-- start Supplied information --

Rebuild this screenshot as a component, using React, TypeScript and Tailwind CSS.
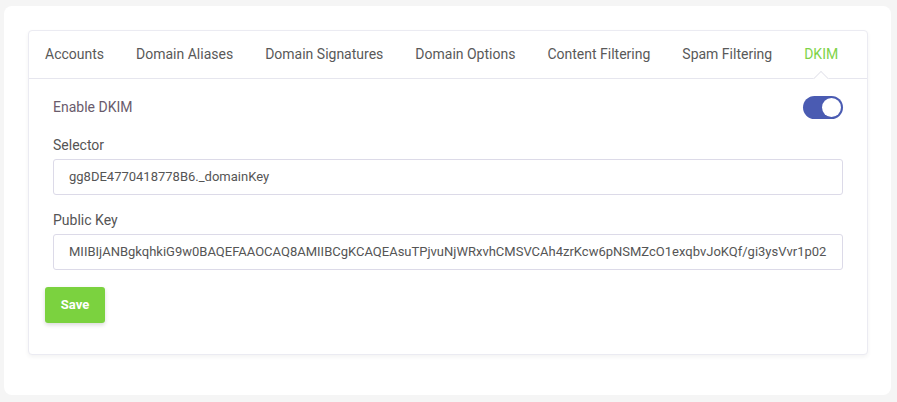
const tabs = [
  'Accounts',
  'Domain Aliases',
  'Domain Signatures',
  'Domain Options',
  'Content Filtering',
  'Spam Filtering',
  'DKIM',
];

const publicKey =
  'MIIBIjANBgkqhkiG9w0BAQEFAAOCAQ8AMIIBCgKCAQEAsuTPjvuNjWRxvhCMSVCAh4zrKcw6pNSMZcO1exqbvJoKQf/gi3ysVvr1p02';

export default function App() {
  return (
    <div className="min-h-[402px] bg-[#f5f5f5] pt-[6px] pl-[4px] pr-[6px] pb-[7px] font-['Roboto',sans-serif]">
      <div className="bg-white rounded-lg h-[389px] pt-[24px] pl-[24px] pr-[23px]">
        <div className="border border-[#ebebf2] rounded-[4px] shadow-[0_2px_4px_rgba(0,0,0,0.05)] bg-white h-[325px]">
          {/* Tabs */}
          <div className="flex h-[48px] border-b border-[#e6e6ee] text-[14px]">
            {tabs.map((t) => {
              const active = t === 'DKIM';
              return (
                <div
                  key={t}
                  className={`relative flex items-center px-4 ${active ? 'text-[#7ed348]' : 'text-[#595959]'}`}
                >
                  {t}
                  {active && (
                    <span className="absolute left-1/2 -translate-x-1/2 bottom-[-6px] w-[11px] h-[11px] rotate-45 bg-white border-l border-t border-[#e6e6ee]" />
                  )}
                </div>
              );
            })}
          </div>

          {/* Body */}
          <div className="px-[24px] pt-[17px]">
            <div className="flex items-center justify-between h-[22px]">
              <span className="text-[14px] text-[#6a5b6c]">Enable DKIM</span>
              <div className="w-[40px] h-[23px] rounded-full bg-[#4a5bb2] flex items-center justify-end pr-[2px]">
                <div className="w-[19px] h-[19px] rounded-full bg-white" />
              </div>
            </div>

            <div className="mt-[18px] text-[14px] text-[#555555] leading-[18px]">Selector</div>
            <div className="mt-[5px] h-[36px] border border-[#dcdae8] rounded-[3px] flex items-center px-[15px] text-[13px] text-[#555555]">
              gg8DE4770418778B6._domainKey
            </div>

            <div className="mt-[16px] text-[14px] text-[#555555] leading-[18px]">Public Key</div>
            <div className="mt-[5px] h-[36px] border border-[#dcdae8] rounded-[3px] flex items-center px-[15px] text-[13px] text-[#555555] overflow-hidden whitespace-nowrap">
              {publicKey}
            </div>
          </div>

          <div className="px-[16px] pt-[17px]">
            <button className="w-[60px] h-[36px] rounded-[3px] bg-[#7bd23f] text-white text-[13px] font-bold shadow-[0_2px_4px_rgba(0,0,0,0.15)]">
              Save
            </button>
          </div>
        </div>
      </div>
    </div>
  );
}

-- end Supplied information --

Transcribe the whole listing, character for character, but not its images.

Rebuild this screenshot as a component, using React, TypeScript and Tailwind CSS.
const tabs = [
  'Accounts',
  'Domain Aliases',
  'Domain Signatures',
  'Domain Options',
  'Content Filtering',
  'Spam Filtering',
  'DKIM',
];

const publicKey =
  'MIIBIjANBgkqhkiG9w0BAQEFAAOCAQ8AMIIBCgKCAQEAsuTPjvuNjWRxvhCMSVCAh4zrKcw6pNSMZcO1exqbvJoKQf/gi3ysVvr1p02';

export default function App() {
  return (
    <div className="min-h-[402px] bg-[#f5f5f5] pt-[6px] pl-[4px] pr-[6px] pb-[7px] font-['Roboto',sans-serif]">
      <div className="bg-white rounded-lg h-[389px] pt-[24px] pl-[24px] pr-[23px]">
        <div className="border border-[#ebebf2] rounded-[4px] shadow-[0_2px_4px_rgba(0,0,0,0.05)] bg-white h-[325px]">
          {/* Tabs */}
          <div className="flex h-[48px] border-b border-[#e6e6ee] text-[14px]">
            {tabs.map((t) => {
              const active = t === 'DKIM';
              return (
                <div
                  key={t}
                  className={`relative flex items-center px-4 ${active ? 'text-[#7ed348]' : 'text-[#595959]'}`}
                >
                  {t}
                  {active && (
                    <span className="absolute left-1/2 -translate-x-1/2 bottom-[-6px] w-[11px] h-[11px] rotate-45 bg-white border-l border-t border-[#e6e6ee]" />
                  )}
                </div>
              );
            })}
          </div>

          {/* Body */}
          <div className="px-[24px] pt-[17px]">
            <div className="flex items-center justify-between h-[22px]">
              <span className="text-[14px] text-[#6a5b6c]">Enable DKIM</span>
              <div className="w-[40px] h-[23px] rounded-full bg-[#4a5bb2] flex items-center justify-end pr-[2px]">
                <div className="w-[19px] h-[19px] rounded-full bg-white" />
              </div>
            </div>

            <div className="mt-[18px] text-[14px] text-[#555555] leading-[18px]">Selector</div>
            <div className="mt-[5px] h-[36px] border border-[#dcdae8] rounded-[3px] flex items-center px-[15px] text-[13px] text-[#555555]">
              gg8DE4770418778B6._domainKey
            </div>

            <div className="mt-[16px] text-[14px] text-[#555555] leading-[18px]">Public Key</div>
            <div className="mt-[5px] h-[36px] border border-[#dcdae8] rounded-[3px] flex items-center px-[15px] text-[13px] text-[#555555] overflow-hidden whitespace-nowrap">
              {publicKey}
            </div>
          </div>

          <div className="px-[16px] pt-[17px]">
            <button className="w-[60px] h-[36px] rounded-[3px] bg-[#7bd23f] text-white text-[13px] font-bold shadow-[0_2px_4px_rgba(0,0,0,0.15)]">
              Save
            </button>
          </div>
        </div>
      </div>
    </div>
  );
}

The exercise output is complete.